# WHAT IS NEEDED
How many lines in the listing below include the word "this"? Reply with the count alone.

════════════════════

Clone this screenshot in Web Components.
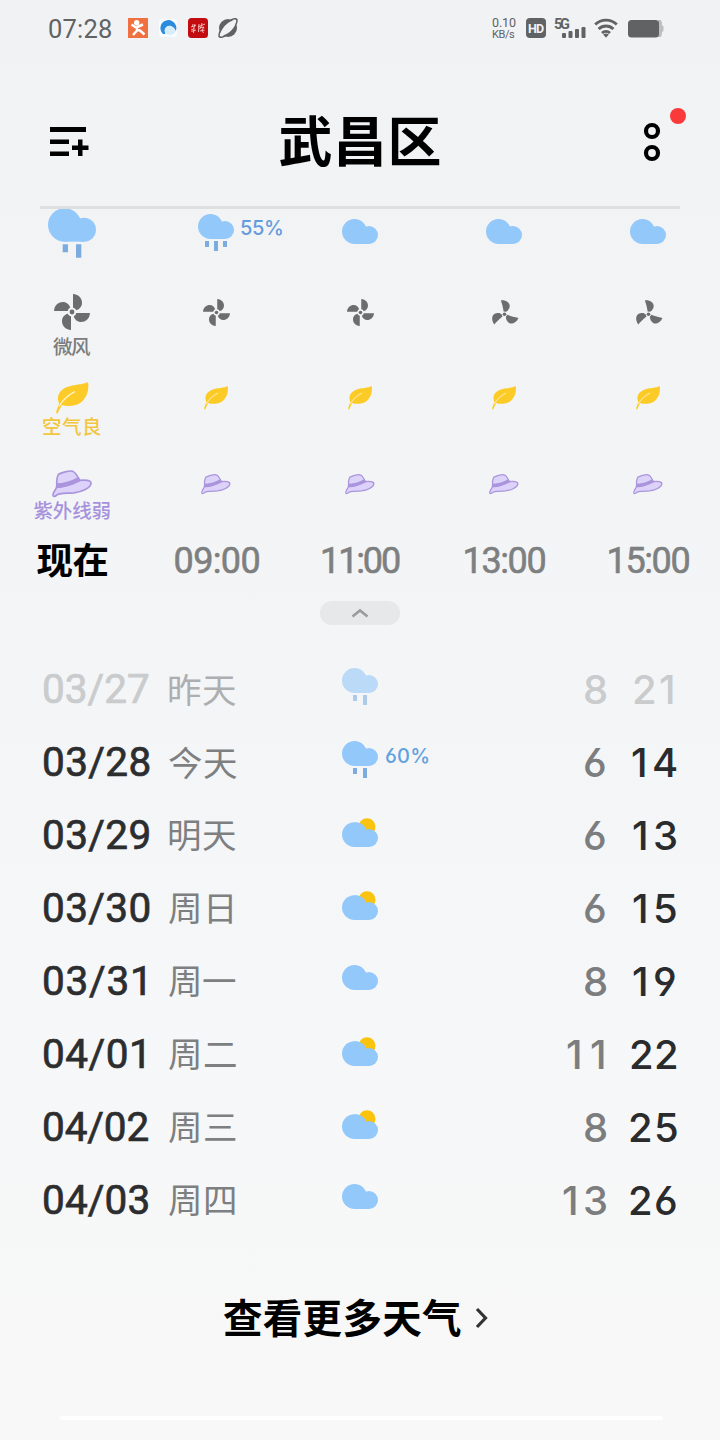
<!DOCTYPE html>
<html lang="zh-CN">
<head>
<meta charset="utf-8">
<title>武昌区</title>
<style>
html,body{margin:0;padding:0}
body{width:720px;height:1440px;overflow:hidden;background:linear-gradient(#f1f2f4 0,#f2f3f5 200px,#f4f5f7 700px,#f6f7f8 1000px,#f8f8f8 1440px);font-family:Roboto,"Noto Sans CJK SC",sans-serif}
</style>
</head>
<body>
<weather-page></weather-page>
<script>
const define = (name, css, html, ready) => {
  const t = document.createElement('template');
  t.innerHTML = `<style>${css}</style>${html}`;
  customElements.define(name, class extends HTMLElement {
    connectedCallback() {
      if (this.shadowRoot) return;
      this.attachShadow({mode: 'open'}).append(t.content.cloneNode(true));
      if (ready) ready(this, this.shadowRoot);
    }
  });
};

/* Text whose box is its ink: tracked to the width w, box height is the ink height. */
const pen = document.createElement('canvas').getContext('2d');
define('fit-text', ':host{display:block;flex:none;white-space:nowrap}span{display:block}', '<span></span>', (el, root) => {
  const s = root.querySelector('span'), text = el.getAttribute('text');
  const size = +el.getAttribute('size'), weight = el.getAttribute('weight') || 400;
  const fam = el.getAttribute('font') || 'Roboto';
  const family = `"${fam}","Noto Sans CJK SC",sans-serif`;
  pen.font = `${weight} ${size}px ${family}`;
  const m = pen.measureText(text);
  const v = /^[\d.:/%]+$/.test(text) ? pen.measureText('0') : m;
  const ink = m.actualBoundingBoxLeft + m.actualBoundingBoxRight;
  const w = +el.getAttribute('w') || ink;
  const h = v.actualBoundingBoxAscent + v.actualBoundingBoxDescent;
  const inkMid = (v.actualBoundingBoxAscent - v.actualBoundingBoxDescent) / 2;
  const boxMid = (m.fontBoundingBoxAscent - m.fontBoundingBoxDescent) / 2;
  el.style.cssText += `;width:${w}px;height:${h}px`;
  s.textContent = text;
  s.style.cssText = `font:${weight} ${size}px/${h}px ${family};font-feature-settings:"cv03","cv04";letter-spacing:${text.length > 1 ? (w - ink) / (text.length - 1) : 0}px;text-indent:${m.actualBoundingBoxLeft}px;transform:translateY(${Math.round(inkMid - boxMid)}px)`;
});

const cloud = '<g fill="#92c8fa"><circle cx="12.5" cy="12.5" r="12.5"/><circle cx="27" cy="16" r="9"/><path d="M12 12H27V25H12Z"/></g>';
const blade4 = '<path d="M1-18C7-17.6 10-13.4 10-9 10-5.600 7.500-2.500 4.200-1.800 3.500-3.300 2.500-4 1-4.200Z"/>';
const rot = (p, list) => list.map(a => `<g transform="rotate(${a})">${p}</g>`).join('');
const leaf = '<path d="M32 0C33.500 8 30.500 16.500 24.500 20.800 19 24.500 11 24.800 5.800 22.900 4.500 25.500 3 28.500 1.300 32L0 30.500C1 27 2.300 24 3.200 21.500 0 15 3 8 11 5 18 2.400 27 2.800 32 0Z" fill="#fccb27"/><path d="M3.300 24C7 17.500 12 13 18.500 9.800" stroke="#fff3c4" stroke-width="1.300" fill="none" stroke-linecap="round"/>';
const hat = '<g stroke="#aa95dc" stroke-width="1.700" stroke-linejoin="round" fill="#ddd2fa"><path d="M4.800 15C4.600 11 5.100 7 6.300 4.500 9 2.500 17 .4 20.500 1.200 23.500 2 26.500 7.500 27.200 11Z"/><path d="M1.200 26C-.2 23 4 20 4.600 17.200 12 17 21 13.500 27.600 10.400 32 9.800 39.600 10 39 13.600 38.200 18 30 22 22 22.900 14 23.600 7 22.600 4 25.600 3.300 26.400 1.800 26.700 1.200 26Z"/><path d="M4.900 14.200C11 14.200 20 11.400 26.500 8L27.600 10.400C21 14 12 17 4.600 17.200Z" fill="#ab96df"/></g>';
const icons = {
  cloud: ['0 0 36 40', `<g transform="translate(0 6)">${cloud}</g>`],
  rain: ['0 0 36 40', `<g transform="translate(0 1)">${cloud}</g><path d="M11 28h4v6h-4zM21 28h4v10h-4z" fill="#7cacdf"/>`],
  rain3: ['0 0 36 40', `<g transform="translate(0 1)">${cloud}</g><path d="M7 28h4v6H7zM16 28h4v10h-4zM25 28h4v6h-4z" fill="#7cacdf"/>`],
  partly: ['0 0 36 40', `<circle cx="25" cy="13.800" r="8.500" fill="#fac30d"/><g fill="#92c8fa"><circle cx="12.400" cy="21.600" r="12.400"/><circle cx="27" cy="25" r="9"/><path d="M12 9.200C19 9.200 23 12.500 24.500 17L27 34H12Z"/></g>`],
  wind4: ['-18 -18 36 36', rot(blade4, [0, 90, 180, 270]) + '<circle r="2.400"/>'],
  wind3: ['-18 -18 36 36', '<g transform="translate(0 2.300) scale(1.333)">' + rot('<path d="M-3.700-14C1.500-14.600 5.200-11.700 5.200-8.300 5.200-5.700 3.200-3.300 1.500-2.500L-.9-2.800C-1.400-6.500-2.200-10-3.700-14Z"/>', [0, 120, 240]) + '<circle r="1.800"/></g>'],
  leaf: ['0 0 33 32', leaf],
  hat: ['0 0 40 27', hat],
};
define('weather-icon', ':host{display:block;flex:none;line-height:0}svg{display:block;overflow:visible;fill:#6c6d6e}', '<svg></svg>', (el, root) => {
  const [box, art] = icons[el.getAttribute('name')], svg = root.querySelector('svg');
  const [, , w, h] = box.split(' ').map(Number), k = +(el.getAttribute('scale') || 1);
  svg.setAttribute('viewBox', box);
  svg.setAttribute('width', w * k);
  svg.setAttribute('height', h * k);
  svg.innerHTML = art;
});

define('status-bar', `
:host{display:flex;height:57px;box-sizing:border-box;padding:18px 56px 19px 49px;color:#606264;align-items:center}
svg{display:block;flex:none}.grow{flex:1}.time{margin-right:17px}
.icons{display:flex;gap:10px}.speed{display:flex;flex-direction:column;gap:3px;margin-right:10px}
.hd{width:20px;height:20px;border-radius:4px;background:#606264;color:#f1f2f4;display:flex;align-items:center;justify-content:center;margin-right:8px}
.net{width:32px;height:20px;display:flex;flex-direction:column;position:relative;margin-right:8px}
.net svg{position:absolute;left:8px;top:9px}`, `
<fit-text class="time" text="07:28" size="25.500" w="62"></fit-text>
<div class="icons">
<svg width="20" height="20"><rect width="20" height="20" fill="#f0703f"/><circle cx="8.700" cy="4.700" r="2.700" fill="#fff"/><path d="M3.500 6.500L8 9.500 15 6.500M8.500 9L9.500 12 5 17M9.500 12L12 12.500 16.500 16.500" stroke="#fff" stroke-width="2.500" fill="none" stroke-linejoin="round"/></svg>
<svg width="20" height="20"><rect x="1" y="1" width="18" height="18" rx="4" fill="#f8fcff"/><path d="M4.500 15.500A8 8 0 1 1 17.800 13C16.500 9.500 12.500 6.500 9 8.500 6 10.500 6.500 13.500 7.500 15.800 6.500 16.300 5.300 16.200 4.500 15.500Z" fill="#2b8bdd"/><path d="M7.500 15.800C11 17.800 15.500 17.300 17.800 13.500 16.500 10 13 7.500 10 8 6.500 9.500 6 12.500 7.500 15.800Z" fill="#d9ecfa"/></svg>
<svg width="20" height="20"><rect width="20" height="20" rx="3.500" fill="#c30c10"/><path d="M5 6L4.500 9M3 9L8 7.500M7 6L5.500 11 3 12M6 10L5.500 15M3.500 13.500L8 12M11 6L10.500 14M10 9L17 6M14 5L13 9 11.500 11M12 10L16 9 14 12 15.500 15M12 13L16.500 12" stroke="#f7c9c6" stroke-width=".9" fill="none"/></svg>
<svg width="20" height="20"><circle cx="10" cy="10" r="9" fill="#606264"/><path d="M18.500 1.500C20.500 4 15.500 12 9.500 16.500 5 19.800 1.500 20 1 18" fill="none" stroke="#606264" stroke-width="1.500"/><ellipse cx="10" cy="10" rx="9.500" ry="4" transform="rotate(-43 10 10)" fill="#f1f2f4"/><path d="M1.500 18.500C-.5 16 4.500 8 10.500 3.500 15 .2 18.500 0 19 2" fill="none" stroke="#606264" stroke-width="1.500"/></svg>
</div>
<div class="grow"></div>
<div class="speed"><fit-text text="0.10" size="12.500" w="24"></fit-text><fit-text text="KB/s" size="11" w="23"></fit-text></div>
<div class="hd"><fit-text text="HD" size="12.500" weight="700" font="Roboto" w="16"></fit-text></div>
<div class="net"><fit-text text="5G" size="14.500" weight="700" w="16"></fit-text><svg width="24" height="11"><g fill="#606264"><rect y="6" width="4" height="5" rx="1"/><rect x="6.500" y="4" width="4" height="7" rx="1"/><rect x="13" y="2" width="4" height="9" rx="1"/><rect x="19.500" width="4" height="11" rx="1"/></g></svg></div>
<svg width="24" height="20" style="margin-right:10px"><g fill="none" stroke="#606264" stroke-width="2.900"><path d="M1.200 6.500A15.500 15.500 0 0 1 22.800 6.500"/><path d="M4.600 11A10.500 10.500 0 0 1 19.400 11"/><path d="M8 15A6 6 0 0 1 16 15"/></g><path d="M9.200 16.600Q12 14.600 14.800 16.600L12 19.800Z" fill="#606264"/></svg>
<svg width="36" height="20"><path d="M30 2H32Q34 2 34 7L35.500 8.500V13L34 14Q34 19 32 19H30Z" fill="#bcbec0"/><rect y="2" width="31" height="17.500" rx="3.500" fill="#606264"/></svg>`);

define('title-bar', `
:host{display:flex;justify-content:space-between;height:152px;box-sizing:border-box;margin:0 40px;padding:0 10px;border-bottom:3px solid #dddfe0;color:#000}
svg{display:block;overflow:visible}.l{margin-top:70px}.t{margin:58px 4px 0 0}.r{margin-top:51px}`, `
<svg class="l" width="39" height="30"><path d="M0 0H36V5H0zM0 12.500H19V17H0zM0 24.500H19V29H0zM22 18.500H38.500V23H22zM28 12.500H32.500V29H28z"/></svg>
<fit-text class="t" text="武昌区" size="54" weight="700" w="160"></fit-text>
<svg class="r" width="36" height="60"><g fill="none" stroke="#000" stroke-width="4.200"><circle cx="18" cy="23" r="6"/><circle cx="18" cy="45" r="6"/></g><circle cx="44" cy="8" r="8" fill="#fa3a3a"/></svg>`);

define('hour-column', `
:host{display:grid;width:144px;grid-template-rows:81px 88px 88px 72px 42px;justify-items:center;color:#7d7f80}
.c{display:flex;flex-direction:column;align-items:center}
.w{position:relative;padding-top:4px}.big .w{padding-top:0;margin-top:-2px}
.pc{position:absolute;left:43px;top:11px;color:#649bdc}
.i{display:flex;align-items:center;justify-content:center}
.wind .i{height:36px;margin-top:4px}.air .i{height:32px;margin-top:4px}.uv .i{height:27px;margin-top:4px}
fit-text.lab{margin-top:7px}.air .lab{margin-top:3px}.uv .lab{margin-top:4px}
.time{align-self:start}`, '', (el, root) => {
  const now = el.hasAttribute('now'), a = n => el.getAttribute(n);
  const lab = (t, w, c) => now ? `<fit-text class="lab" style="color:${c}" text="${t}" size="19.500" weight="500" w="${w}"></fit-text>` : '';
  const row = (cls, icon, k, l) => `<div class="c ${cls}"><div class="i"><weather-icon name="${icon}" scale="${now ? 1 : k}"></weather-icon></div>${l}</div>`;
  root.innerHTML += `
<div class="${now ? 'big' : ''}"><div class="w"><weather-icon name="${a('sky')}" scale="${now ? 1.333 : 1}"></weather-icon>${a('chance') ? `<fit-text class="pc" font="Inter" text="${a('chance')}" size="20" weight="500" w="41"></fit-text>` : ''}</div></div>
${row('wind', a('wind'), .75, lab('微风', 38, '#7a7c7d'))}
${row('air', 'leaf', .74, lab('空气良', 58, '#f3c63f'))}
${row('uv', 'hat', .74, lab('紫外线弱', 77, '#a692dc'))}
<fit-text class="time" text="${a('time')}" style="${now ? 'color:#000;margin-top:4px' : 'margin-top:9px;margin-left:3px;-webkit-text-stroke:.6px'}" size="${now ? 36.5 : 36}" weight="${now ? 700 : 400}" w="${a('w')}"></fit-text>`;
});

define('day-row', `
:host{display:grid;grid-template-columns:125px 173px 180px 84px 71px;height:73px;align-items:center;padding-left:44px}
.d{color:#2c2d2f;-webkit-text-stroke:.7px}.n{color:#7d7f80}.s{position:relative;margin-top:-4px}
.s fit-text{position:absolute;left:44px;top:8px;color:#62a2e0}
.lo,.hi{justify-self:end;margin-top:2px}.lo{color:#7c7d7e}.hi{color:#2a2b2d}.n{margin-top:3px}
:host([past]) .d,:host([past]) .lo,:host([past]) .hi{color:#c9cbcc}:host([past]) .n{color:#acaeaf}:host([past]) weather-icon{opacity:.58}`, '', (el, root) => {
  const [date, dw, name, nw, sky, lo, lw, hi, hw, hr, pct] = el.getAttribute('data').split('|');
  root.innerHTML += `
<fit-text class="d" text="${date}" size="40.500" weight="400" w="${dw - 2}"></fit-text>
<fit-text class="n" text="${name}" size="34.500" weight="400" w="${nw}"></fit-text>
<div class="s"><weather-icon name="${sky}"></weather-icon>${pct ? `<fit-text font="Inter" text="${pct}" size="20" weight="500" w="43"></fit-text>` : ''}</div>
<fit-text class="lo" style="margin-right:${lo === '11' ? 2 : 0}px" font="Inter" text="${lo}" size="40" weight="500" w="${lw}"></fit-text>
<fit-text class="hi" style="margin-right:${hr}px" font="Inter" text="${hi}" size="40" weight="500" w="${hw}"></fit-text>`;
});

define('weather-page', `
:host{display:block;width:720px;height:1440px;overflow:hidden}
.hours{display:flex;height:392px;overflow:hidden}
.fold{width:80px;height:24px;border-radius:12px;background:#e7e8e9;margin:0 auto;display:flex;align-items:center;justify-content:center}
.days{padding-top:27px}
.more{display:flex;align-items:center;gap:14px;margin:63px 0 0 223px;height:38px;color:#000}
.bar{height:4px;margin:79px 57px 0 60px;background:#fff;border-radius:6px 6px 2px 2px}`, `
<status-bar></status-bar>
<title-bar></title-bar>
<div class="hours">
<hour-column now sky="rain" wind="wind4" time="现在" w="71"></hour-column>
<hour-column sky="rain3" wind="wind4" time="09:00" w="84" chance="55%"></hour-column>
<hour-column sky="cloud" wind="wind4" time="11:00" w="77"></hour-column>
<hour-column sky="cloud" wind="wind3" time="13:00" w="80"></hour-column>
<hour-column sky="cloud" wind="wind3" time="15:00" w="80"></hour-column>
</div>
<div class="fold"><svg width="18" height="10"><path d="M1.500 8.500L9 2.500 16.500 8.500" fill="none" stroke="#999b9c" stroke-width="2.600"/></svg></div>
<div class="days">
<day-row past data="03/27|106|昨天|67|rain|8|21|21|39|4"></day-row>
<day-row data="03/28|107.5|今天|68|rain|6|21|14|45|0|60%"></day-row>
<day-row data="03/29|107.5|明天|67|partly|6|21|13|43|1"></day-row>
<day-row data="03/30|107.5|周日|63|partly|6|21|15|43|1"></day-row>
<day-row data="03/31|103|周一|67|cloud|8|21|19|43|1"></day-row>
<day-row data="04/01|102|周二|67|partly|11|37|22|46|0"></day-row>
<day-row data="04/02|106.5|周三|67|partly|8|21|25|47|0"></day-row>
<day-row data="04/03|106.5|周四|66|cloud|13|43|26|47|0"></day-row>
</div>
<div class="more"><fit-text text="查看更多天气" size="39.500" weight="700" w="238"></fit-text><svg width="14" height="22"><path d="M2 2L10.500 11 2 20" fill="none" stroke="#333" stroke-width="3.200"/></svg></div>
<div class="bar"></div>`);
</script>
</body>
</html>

════════════════════

# PROBLEM SOLUTION
4